For his part, Chairman, Society of Petroleum Engineers (SPE), Nigeria Council, Mr. Chikezie Nwosu, told Daily Sun that several investors and stakeholders have been waiting for this marginal field bid round, saying the question is, why have they not happened?

‘‘And that is same question SPE is asking because we have a lot of members and partners who have been waiting for when the bid rounds will come up. The resources are there. Basically, we have to find a way to unlock the obstacles in order to get the marginal bid round thrown up.”

Nwosu said the impact and expectation on the marginal bid round is substantial, explaining that the intention of Independent Petroleum Producers Group (IPPG) as echoed by its Chairman, Mr. Ademola Adeyemi-Bero, at the 2018 NIPS summit in Abuja was for IPPG members to grow production levels by up to 30 per cent of the total production in the next couple of years.

The SPE Chairman said this target is dependent on members of IPPG getting more marginal fields for them to have their investments active.

‘‘You have to see that the IPPG has the intention of growing production but they have to be enabled through access to these marginal fields. SPE and the press must continue to put pressure and ask questions on why we are delaying and losing value,’’ he warned.

Chairman/Chief Executive Officer of International Energy Services Limited, Dr. Diran Fawibe, had said in a recent interview that, “Nigeria is not helping itself by locking up so many fields to be developed and for either administrative or policy reasons, we are not getting the fields to be developed. What are we waiting for?

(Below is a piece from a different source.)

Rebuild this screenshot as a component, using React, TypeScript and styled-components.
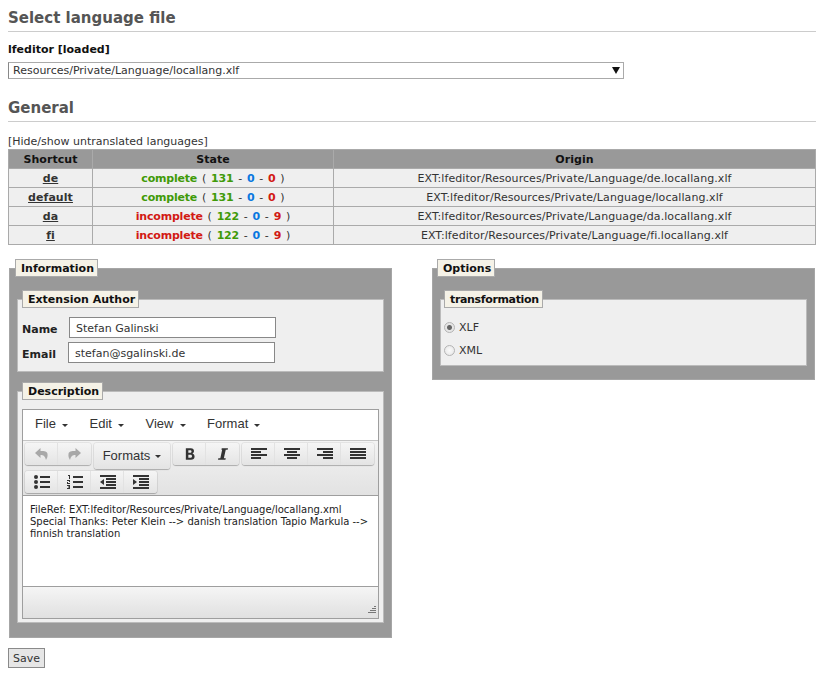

We are wasting too much time.”

Fawibe, a former General Manager, Marketing, at NNPC, recalled that the marginal fields programme was conceived to give marginal fields to indigenous firms operating in the industry with the financial wherewithal to develop such fields.

“But politicians and vested interests hijacked the process and at the end of the day, some of the people who won the marginal fields are not professionals and some of them don’t even know anything about oil and gas business,” he said.

A former board member of NNPC, Alhaji Abudullahi Bukar, for his part said, “the tragedy is that money that could have come as investment into Nigeria went elsewhere, especially during the years when oil price was over $100 per barrel.

“The government would have earned huge revenue from the signature bonus and other filing charges because Nigeria has a lot of attractive acreages in very strategic places in comparison to many other countries.”